The three territorial premiers focused on uniting the North at the Northern Premiers Forum in Dawson City, Yukon (northwestern Canada), Friday.
“We think that there’s a strength in numbers for [a] united North,” Yukon Premier Sandy Silver told reporters in a teleconference following the forum.
He noted it’s especially important for the North to “stick together to an agenda” with the Western Premiers’ Conference, Council of the Federation and a federal election looming.
Topics of discussion at the forum included climate change, community-based infrastructure, disaster mitigation, energy, transportation, Missing and Murdered Indigenous Women and Girls (MMIWG), RCMP (federal police) funding, and mental health and addictions.
All three premiers stressed the need for flexibility and unique considerations for the North when it comes to federal funding.
“The federal government should talk to us before they make any decisions in the Arctic or in the North because we’re the ones that are here. We’re the ones that know what the problems are. We’re the ones that would be best suited to come up with solutions,” said Joe Savikataaq, who is celebrating his first year as the premier of Nunavut.
He said the North wants to “get to where the rest of Canada is” and develop “what southern Canadians take for granted,” like improving infrastructure.
“We keep on having to describe the unique circumstances of the North,” added Silver.
A changing Arctic
N.W.T. Premier Bob McLeod, who among the current sitting premiers in Canada has served the longest, also spoke about how climate change is affecting the Arctic, including wildfires and permafrost thaw.
“The fact of the matter is a large part of the climate change issue is because of southern actions,” he said, noting the North has a small population.
“We feel that the rest of southern Canada has to have a better understanding of the Arctic, they have to recognize that people live up here, that their actions is having an effect on us,” he said.
“As the Arctic changes we need to take advantage of… the fact that the geopolitics of the Arctic is changing as well.”
Ending violence against Indigenous women
The premiers also said the territories are currently reviewing the final report from the National Inquiry into Missing and Murdered Indigenous Women and Girls.
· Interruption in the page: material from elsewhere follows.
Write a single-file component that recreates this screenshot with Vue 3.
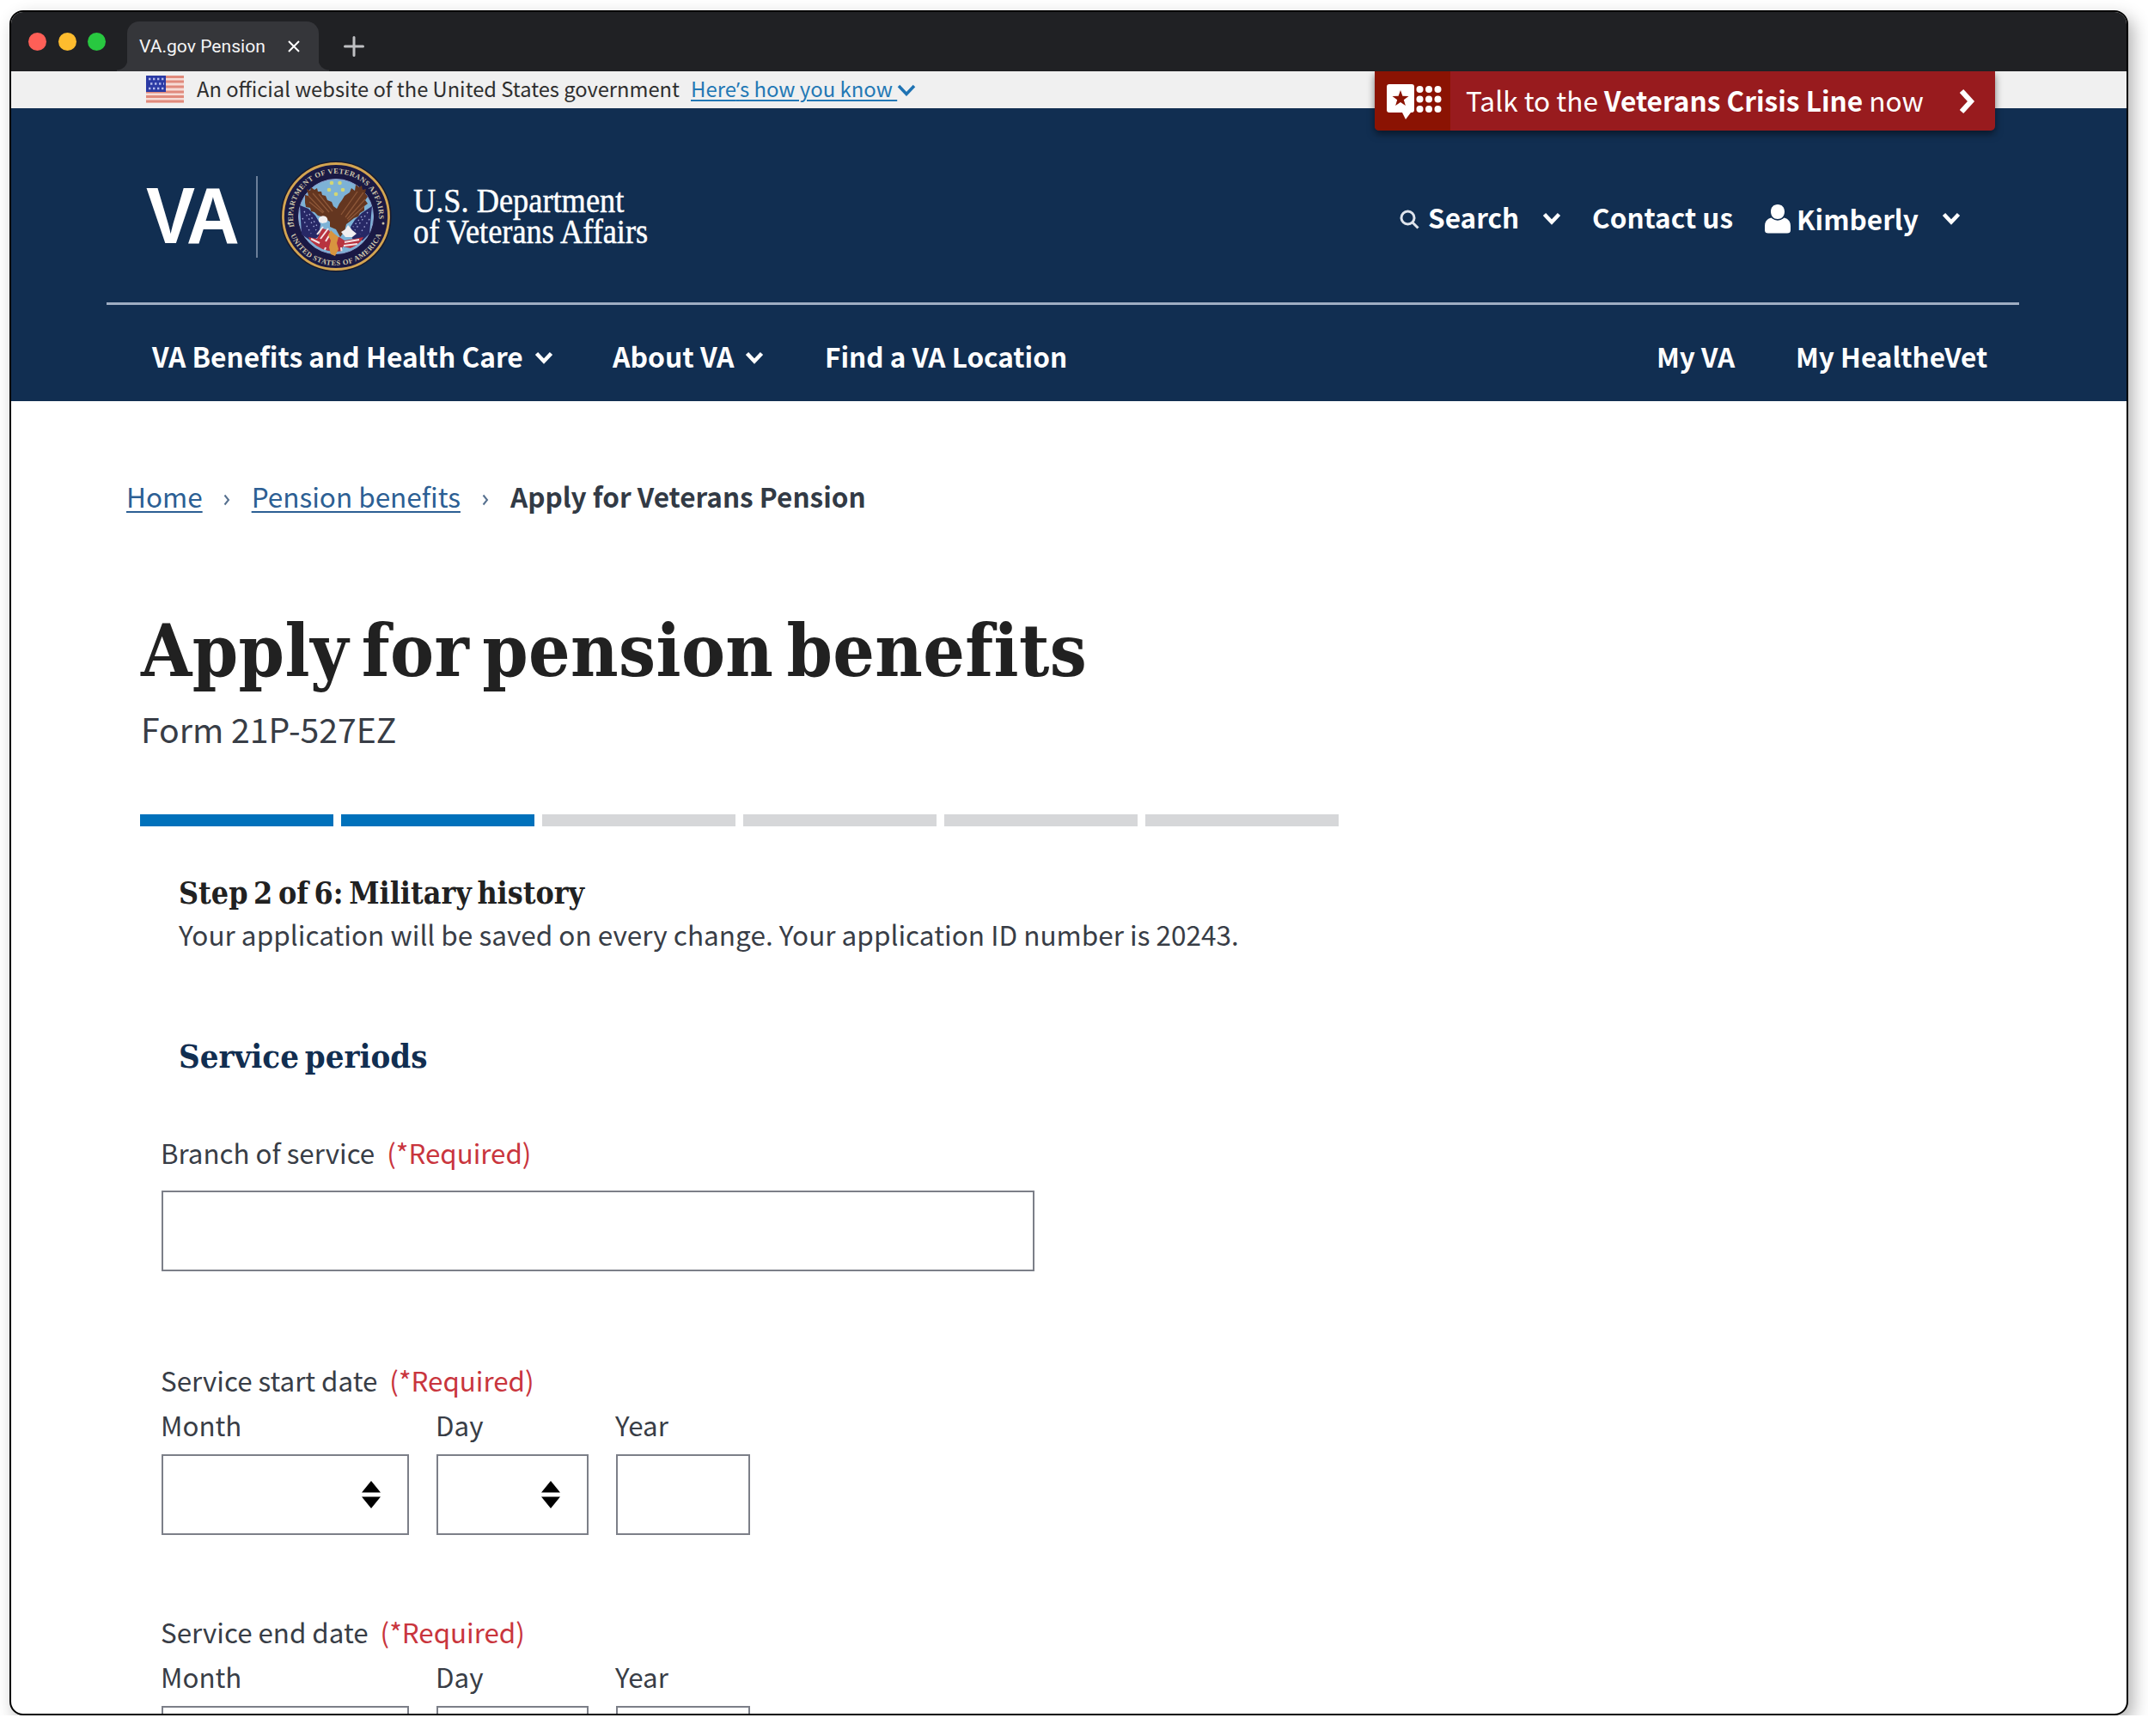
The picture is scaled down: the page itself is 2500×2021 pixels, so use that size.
<script setup>
const steps = [true, true, false, false, false, false]
const dates = ['Service start date', 'Service end date']
</script>

<template>
  <div class="window">
    <div class="tabbar">
      <i class="dot red"></i><i class="dot amber"></i><i class="dot green"></i>
      <div class="tab">
        <span class="tab-title">VA.gov Pension</span>
        <svg class="tab-x" viewBox="0 0 14 14"><path d="M1 1 13 13M13 1 1 13" /></svg>
      </div>
      <svg class="plus" viewBox="0 0 24 24"><path d="M12 1.5v21M1.5 12h21" /></svg>
    </div>

    <div class="gov">
      <svg class="flag" viewBox="0 0 44 32">
        <rect width="44" height="32" fill="#f6dcd6" />
        <path d="M0 1.500h44M0 7h44M0 13h44M0 19h44M0 24.500h44M0 30h44" stroke="#e08a7c" stroke-width="2.800" />
        <rect width="23" height="19" fill="#2b3aa4" />
        <path d="M3 4h18M5 9.500h16M3 15h18" stroke="#b4bbec" stroke-width="2.400" stroke-dasharray="2.400 2.600" />
      </svg>
      <span class="gov-text">An official website of the United States government</span>
      <a class="gov-link">Here<span class="apos">’</span>s how you know </a>
      <svg class="gov-chev" viewBox="0 0 22 14"><path d="M2 2l9 9.500L20 2" /></svg>
    </div>

    <div class="crisis">
      <div class="crisis-icon">
        <svg viewBox="0 0 64 42">
          <path fill="#fff" d="M3 0h26q3 0 3 3v27q0 3-3 3h-1l-6 8-4-8H3q-3 0-3-3V3q0-3 3-3z" />
          <path fill="#8b1303" d="M16 7l2.400 6.800 7.100.1-5.700 4.300 2.100 6.900-5.900-4.100-5.900 4.100 2.100-6.900L6.500 13.900l7.100-.1z" />
          <g fill="#fff">
            <template v-for="y in 3" :key="y">
              <circle v-for="x in 3" :key="x" :cx="28 + x * 10.500" :cy="y * 11.500 - 5.500" r="4" />
            </template>
          </g>
        </svg>
      </div>
      <span class="crisis-text">Talk to the <b>Veterans Crisis Line</b> now</span>
      <svg class="crisis-chev" viewBox="0 0 20 30"><path d="M4 3l11 12L4 27" /></svg>
    </div>

    <header class="header">
      <div class="top">
        <div class="brand">
          <div class="va-box"><span class="va">VA</span></div>
          <i class="rule"></i>
          <svg class="seal" viewBox="-65 -65 130 130">
            <defs>
              <path id="arcTop" d="M-48.500 12A50 50 0 1 1 48.500 12" />
              <path id="arcBottom" d="M-55 15A57 57 0 0 0 55 15" />
              <clipPath id="disc"><circle r="41" /></clipPath>
            </defs>
            <circle r="64.500" fill="#191a2c" />
            <circle r="61.500" fill="#1a1944" stroke="#d3a552" stroke-width="2.800" />
            <circle r="43.500" fill="#7db2d6" stroke="#8c9ccb" stroke-width="1" />
            <text class="ring"><textPath href="#arcTop" textLength="172">DEPARTMENT OF VETERANS AFFAIRS</textPath></text>
            <text class="ring"><textPath href="#arcBottom" startOffset="7" textLength="135">UNITED STATES OF AMERICA</textPath></text>
            <circle cx="-55" cy="8" r="1.500" fill="#c9c2a8" />
            <circle cx="55" cy="8" r="1.500" fill="#c9c2a8" />
            <path fill="#272866" d="M-42-13l10 4 8 8 6 10-2 14-8 6-12-8zM42-12l-12 8-8 8-5 8 2 14 12 2 8-8z" />
            <path d="M-37-6l14 22M-39 2l10 18M-31-3l10 16M37-5L22 16M39 3L28 20M30 0L20 12" stroke="#a4a9d8" stroke-width="1.400" stroke-dasharray="1.500 3.500" />
            <g clip-path="url(#disc)">
              <path fill="#b8333f" d="M-32 24l10 2 6-12 8 2 4 8 8 0 6 4 12-2 10-2-5 9-10 4-9-2-2 7-4 4-2-8-8 8-6-4-1 6-2-6-10-5z" />
              <path d="M-22 21l7-9M-18 26l9-12M-12 29l6-10M-29 26l10 5M10 30l17-3M9 34l16-2M-12 36l-3 8M6 36l1 9" stroke="#f4e4e6" stroke-width="2" />
            </g>
            <path fill="#643620" d="M-36-25l4 1-2-8 4 2 1-4 4 3 3-2 1 4 4 0 1 4 4 1 2 5 5 2 2 5 4 3 3-6 3-4 3-5 6-4 2-5 4 3 1-7 4 3 3-2 1 5 4-1-1 5 3 4-3 4 3 4-4 3 0 5-5 3-2 4-5 2-5 4-4 3-2 8-5 7-5-9-7-3 0-6-5-3-5-3-4-1-4-4-4-1-1-4-5-1-1-5z" />
            <path d="M-32-24l18 19M-27-27l19 22M-31-17l16 13M-20-26L-4-6M32-28L11 1M25-29L6-2M34-20L13 3M33-12L14 5" stroke="#8d5738" stroke-width="1.300" />
            <path fill="#f1eef0" d="M-20 2q3-4 8-2 4 3 1 7l-5 1-4-2zM6 18l5-3 3-5 5 6 5 4-5 4-8 0z" />
            <path fill="#d8943f" d="M-9 22l3-6 4 4 5 4-2 7 2 7-4 8-5-2-2-8 2-8z" />
            <g fill="#d3d674"><circle cx="-5" cy="-39" r="2.300" /><circle cx="4.500" cy="-39" r="2.300" /><circle cx="-8" cy="-31" r="2.300" /><circle cx="8" cy="-31" r="2.300" /><circle cx="0" cy="-26" r="2.300" /></g>
          </svg>
          <div class="dept">
            <div>U.S. Department</div>
            <div>of Veterans Affairs</div>
          </div>
        </div>
        <div class="tools">
          <svg class="glass" viewBox="0 0 23 23"><circle cx="9.500" cy="9.500" r="7.500" /><path d="M15 15l6.500 6.500" /></svg>
          <span class="t-search">Search</span>
          <svg class="chev c1" viewBox="0 0 22 15"><path d="M2.500 2.500l8.500 9 8.500-9" /></svg>
          <span class="t-contact">Contact us</span>
          <svg class="person" viewBox="0 0 30 34"><path d="M15 0c5 0 8 3.500 8 8.500S19.500 17 15 17 7 13.500 7 8.500 10 0 15 0zM7.500 15.500Q15 22 22.500 15.500C27.500 16.500 30 20 30 25v5q0 3.500-4 3.500H4Q0 33.500 0 30v-5c0-5 2.500-8.500 7.500-9.500z" /></svg>
          <span class="t-name">Kimberly</span>
          <svg class="chev c2" viewBox="0 0 22 15"><path d="M2.500 2.500l8.500 9 8.500-9" /></svg>
        </div>
      </div>
      <nav class="nav">
        <span class="n1">VA Benefits and Health Care</span>
        <svg class="chev nc1" viewBox="0 0 22 15"><path d="M2.500 2.500l8.500 9 8.500-9" /></svg>
        <span class="n2">About VA</span>
        <svg class="chev nc2" viewBox="0 0 22 15"><path d="M2.500 2.500l8.500 9 8.500-9" /></svg>
        <span class="n3">Find a VA Location</span>
        <span class="n4">My VA</span>
        <span class="n5">My HealtheVet</span>
      </nav>
    </header>

    <main class="content">
      <div class="crumbs">
        <a>Home</a>
        <svg class="sep" viewBox="0 0 8 14"><path d="M1.500 1.500L6 7l-4.500 5.500" /></svg>
        <a class="b2">Pension benefits</a>
        <svg class="sep" viewBox="0 0 8 14"><path d="M1.500 1.500L6 7l-4.500 5.500" /></svg>
        <b class="b3">Apply for Veterans Pension</b>
      </div>
      <h1>Apply for pension benefits</h1>
      <p class="form-no">Form 21P-527EZ</p>
      <div class="progress"><i v-for="(on, i) in steps" :key="i" :class="{ on }"></i></div>
      <h2 class="step">Step 2 of 6: Military history</h2>
      <p class="saved">Your application will be saved on every change. Your application ID number is 20243.</p>
      <h3 class="section">Service periods</h3>
      <div class="field">
        <div class="label">Branch of service<em>(*Required)</em></div>
        <div class="box wide"></div>
      </div>
      <div v-for="d in dates" :key="d" class="date">
        <div class="label">{{ d }}<em>(*Required)</em></div>
        <div class="parts">
          <div class="part month">
            <div class="label">Month</div>
            <div class="box"><svg class="sort" viewBox="0 0 22 32"><path d="M11 0l11 13.500H0zM11 32l11-13.500H0z" /></svg></div>
          </div>
          <div class="part day">
            <div class="label">Day</div>
            <div class="box"><svg class="sort" viewBox="0 0 22 32"><path d="M11 0l11 13.500H0zM11 32l11-13.500H0z" /></svg></div>
          </div>
          <div class="part year">
            <div class="label">Year</div>
            <div class="box"></div>
          </div>
        </div>
      </div>
    </main>
  </div>
</template>

<style>
body { background: #fff; }
</style>

<style scoped>
* { box-sizing: border-box; }
svg { display: block; flex: none; fill: none; }
.window {
  position: relative;
  width: 2466px;
  height: 1985px;
  margin: 12px 0 0 11px;
  border: 2px solid #000;
  border-radius: 16px;
  overflow: hidden;
  background: #fff;
  box-shadow: 6px 8px 20px rgba(0, 0, 0, .3);
  font-family: "Noto Sans CJK SC", sans-serif;
  font-size: 31.500px;
  line-height: 40px;
  color: #383d46;
  white-space: pre;
}
.tabbar { height: 69px; background: #202124; display: flex; padding-left: 20px; }
.dot { width: 21px; height: 21px; border-radius: 50%; margin: 24px 13.500px 0 0; }
.red { background: #ff5f57; }
.amber { background: #febc2e; }
.green { background: #28c840; }
.tab {
  position: relative; width: 223px; height: 58px; margin: 11px 0 0 11.500px;
  border-radius: 14px 14px 0 0; background: #35363a; display: flex; padding-left: 14px;
}
.tab::before, .tab::after {
  content: ""; position: absolute; bottom: 0; width: 12px; height: 14px;
}
.tab::before { right: 100%; background: radial-gradient(circle at 0 0, transparent 12px, #35363a 13px); }
.tab::after { left: 100%; background: radial-gradient(circle at 100% 0, transparent 12px, #35363a 13px); }
.tab-title { font: 21.100px/30px Roboto, sans-serif; color: #f4f4f5; margin-top: 14px; }
.tab-x { position: absolute; left: 187px; top: 22px; width: 14px; height: 14px; stroke: #fff; stroke-width: 2; }
.plus { width: 24px; height: 24px; margin: 28px 0 0 29px; stroke: #bfc0c3; stroke-width: 3; stroke-linecap: round; }

.gov { height: 43px; background: #f0f0f0; display: flex; padding-left: 157px; }
.flag { width: 44px; height: 32px; margin: 5px 15px 0 0; }
.gov-text { font-size: 23.700px; line-height: 40px; color: #2e2e2e; width: 575px; }
.gov-link { font-size: 23.900px; line-height: 40px; color: #2378b5; width: 240px; text-decoration: underline; text-decoration-thickness: 2px; text-underline-offset: 3px; }
.apos { font-family: "Open Sans", sans-serif; }
.gov-chev { width: 22px; height: 14px; margin-top: 15px; stroke: #1f73b3; stroke-width: 3.500; }

.crisis {
  position: absolute; left: 1587px; top: 69px; width: 722px; height: 69px; display: flex;
  background: #981b1e; border-radius: 0 0 5px 5px; box-shadow: 0 4px 8px rgba(0, 0, 0, .5); z-index: 2;
  clip-path: inset(0 -20px -20px -20px); color: #fff;
}
.crisis-icon { width: 88px; background: #8b1303; border-radius: 0 0 0 5px; padding: 15px 0 0 14px; }
.crisis-icon svg { width: 64px; height: 42px; }
.crisis-text { font-size: 31.600px; line-height: 67px; margin-left: 18px; width: 573px; }
.crisis-chev { width: 20px; height: 30px; margin-top: 20px; stroke: #fff; stroke-width: 6; }

.header { height: 341px; background: #112e51; color: #fff; }
.top { height: 226px; display: flex; justify-content: space-between; }
.brand { display: flex; padding-left: 157px; }
.va-box { width: 128px; }
.va {
  display: inline-block; margin-top: 80px; font: bold 93px/90px "Liberation Sans", Arial, sans-serif;
  letter-spacing: -4px; transform: scaleX(.92); transform-origin: left;
}
.rule { width: 2px; height: 95px; background: #6b7f99; margin: 79px 26px 0 0; }
.seal { width: 130px; height: 130px; margin: 61px 25px 0 0; }
.ring { font: bold 8.500px "Liberation Serif", serif; fill: #cfc8ae; }
.dept {
  font: 39px/36px "Liberation Serif", "Times New Roman", serif; margin-top: 90px;
  transform: scaleX(.932); transform-origin: left; -webkit-text-stroke: .5px #fff;
}
.tools { width: 846px; display: flex; font-weight: bold; padding-top: 106px; }
.glass { width: 23px; height: 23px; margin: 12px 10px 0 0; stroke: #dfe4ec; stroke-width: 3; }
.chev { width: 22px; height: 15px; stroke: #fff; stroke-width: 4.500; margin-top: 15px; }
.t-search { width: 133px; }
.c1 { margin-right: 36px; }
.t-contact { width: 201px; }
.person { width: 30px; height: 34px; fill: #fff; margin: 6px 7px 0 0; }
.t-name { width: 169px; margin-top: 2px; }
.nav {
  height: 115px; margin-left: 111px; width: 2226px; border-top: 3px solid #9fadc2;
  display: flex; padding: 39px 0 0 53px; font-weight: bold;
}
.n1 { width: 445px; font-size: 31.700px; }
.nc1 { margin-right: 69px; }
.n2 { width: 154px; font-size: 31.900px; }
.nc2 { margin-right: 71px; }
.n3 { flex: 1; }
.n4 { width: 162px; }
.n5 { width: 260px; }

.content { padding-left: 150px; }
.crumbs { height: 130px; padding-top: 90px; margin-left: -16px; display: flex; }
.crumbs a { color: #2c5f94; text-decoration: underline; text-decoration-thickness: 2px; text-underline-offset: 4px; }
.b2 { margin: 0 25px; }
.crumbs a:first-child { margin-right: 24px; }
.b3 { margin-left: 25px; color: #323a45; }
.sep { width: 8px; height: 14px; margin-top: 18px; stroke: #56708f; stroke-width: 2; }
h1, h2, h3, p { margin: 0; font-weight: inherit; }
h1, .step, .section { font-family: "DejaVu Serif Condensed", "DejaVu Serif", serif; font-weight: bold; }
h1 { margin: 110px 0 0 1px; height: 100px; font-size: 85px; line-height: 100px; letter-spacing: .4px; word-spacing: -12px; color: #212121; }
.form-no { margin: 16px 0 0 1px; font-size: 39.200px; line-height: 50px; }
.progress { margin-top: 75px; width: 1395px; height: 14px; display: flex; gap: 9px; }
.progress i { flex: 1; background: #d6d7d9; }
.progress i.on { background: #0071bb; }
.step { margin: 56px 0 0 45px; font-size: 35.500px; line-height: 44px; word-spacing: -4.500px; color: #212121; }
.saved { margin: 5px 0 0 45px; font-size: 31.550px; }
.section { margin: 101px 0 0 45px; font-size: 38px; line-height: 44px; word-spacing: -5px; color: #112e51; }
.field { margin: 70px 0 0 25px; }
.label { display: flex; margin-left: -1px; font-size: 31.300px; }
.label em { font-style: normal; color: #c9353d; margin-left: 14px; }
.box { position: relative; height: 94px; border: 2px solid #7c7f88; background: #fff; margin-top: 14px; }
.wide { width: 1016px; margin-top: 24px; }
.date { margin: 107px 0 0 25px; }
.date + .date { margin-top: 93px; }
.parts { display: flex; gap: 32px; margin-top: 12px; }
.month { width: 288px; }
.day { width: 177px; }
.year { width: 156px; }
.sort { position: absolute; right: 31px; top: 29px; width: 22px; height: 32px; fill: #000; }
</style>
Each intends to release an action plan to address the report’s recommendations or “calls for justice.”
“We’re looking forward to addressing actions at the root causes of this crisis,” said Silver.
“I think we as Canadians, we’re all affected by these tragic events that have been documented through this inquiry,” he said. “We have a stake in ending violence against not only Indigenous women and girls but also LGBTQ2S+ individuals and that’s the good work that we’re going to endeavour moving forward.”
Silver noted that the report has recommendations targeted at different levels of government and Savikataaq added 42 of the final report’s 231 recommendations are Inuit-specific.
One item that wasn’t on the agenda of the premiers’ forum was the territories’ approaches to the federal carbon tax.
“We’ve had this conversation for years now. It’s being implemented and we’re moving on,” said Silver.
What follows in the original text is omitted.